§ **SUPPLIED MATERIAL**:
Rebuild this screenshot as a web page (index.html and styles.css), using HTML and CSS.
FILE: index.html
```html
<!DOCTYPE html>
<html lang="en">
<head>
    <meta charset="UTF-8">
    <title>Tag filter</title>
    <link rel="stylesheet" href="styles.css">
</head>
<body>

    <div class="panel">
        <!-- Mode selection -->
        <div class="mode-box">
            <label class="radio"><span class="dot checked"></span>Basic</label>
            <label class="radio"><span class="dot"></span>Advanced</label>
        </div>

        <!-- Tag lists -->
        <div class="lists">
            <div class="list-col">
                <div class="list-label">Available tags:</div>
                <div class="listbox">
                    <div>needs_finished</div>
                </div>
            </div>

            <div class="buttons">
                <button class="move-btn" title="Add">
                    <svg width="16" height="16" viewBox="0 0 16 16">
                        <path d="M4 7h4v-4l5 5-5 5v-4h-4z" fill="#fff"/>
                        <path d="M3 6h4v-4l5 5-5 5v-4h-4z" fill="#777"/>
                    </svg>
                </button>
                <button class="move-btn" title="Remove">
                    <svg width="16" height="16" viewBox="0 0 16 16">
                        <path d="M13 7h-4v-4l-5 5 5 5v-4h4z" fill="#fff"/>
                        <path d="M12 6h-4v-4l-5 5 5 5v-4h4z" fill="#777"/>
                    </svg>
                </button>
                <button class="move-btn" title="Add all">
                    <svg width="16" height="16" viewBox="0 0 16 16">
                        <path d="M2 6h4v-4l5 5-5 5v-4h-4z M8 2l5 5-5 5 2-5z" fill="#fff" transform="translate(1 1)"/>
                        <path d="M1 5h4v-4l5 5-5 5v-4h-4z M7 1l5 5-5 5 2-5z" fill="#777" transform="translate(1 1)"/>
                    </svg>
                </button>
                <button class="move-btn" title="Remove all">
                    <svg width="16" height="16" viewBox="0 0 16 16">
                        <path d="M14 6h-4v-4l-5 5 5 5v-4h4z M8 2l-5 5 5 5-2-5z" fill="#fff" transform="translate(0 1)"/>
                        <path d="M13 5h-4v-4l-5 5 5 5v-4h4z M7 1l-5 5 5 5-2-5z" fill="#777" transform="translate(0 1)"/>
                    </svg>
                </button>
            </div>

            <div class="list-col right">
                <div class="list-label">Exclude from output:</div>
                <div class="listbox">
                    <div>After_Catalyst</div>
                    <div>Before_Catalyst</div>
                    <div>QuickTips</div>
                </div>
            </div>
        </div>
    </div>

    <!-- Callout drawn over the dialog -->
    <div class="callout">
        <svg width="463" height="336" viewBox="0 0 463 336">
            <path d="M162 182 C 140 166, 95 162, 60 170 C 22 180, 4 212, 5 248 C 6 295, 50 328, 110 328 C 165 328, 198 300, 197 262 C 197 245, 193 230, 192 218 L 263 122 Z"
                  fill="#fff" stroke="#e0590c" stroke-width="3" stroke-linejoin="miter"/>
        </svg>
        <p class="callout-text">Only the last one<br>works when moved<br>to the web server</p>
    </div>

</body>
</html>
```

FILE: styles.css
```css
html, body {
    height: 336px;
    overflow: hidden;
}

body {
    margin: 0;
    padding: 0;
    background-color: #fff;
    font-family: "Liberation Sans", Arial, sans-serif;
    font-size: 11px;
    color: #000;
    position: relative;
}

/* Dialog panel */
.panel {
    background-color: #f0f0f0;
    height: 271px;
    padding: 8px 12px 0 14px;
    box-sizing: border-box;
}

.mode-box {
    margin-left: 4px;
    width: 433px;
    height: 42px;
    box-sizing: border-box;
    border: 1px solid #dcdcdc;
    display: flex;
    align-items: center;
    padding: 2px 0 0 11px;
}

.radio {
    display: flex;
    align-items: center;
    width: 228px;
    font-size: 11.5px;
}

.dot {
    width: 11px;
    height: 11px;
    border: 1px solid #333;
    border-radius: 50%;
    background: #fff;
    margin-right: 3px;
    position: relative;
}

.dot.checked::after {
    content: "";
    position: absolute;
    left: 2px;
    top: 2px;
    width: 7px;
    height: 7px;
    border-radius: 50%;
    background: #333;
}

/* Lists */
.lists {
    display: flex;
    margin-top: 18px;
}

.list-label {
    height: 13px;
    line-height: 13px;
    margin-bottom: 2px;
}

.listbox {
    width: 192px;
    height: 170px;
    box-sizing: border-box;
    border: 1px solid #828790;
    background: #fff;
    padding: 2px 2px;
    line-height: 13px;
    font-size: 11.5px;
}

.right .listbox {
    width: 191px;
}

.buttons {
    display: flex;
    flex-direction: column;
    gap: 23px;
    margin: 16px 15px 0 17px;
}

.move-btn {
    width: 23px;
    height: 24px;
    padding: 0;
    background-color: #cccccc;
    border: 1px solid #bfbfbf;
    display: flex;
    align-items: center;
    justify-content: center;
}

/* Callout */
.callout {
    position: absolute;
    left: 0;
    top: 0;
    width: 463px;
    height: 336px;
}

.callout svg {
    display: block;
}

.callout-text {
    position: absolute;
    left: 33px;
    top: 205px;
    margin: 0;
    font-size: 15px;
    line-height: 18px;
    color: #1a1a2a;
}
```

==

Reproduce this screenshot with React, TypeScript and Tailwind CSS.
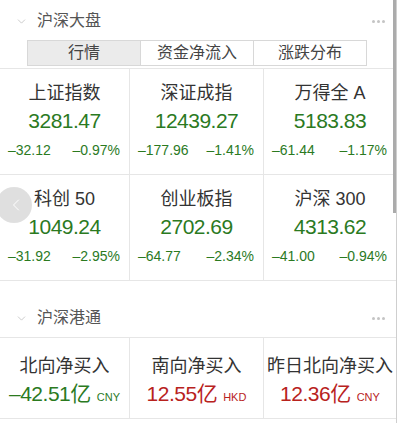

§ **DIRECTIONS**: Pick out every line above that holds the word "styles" and copy it.

§ **OUTPUT OF THE TASK**:
Rebuild this screenshot as a web page (index.html and styles.css), using HTML and CSS.
    <link rel="stylesheet" href="styles.css">
FILE: styles.css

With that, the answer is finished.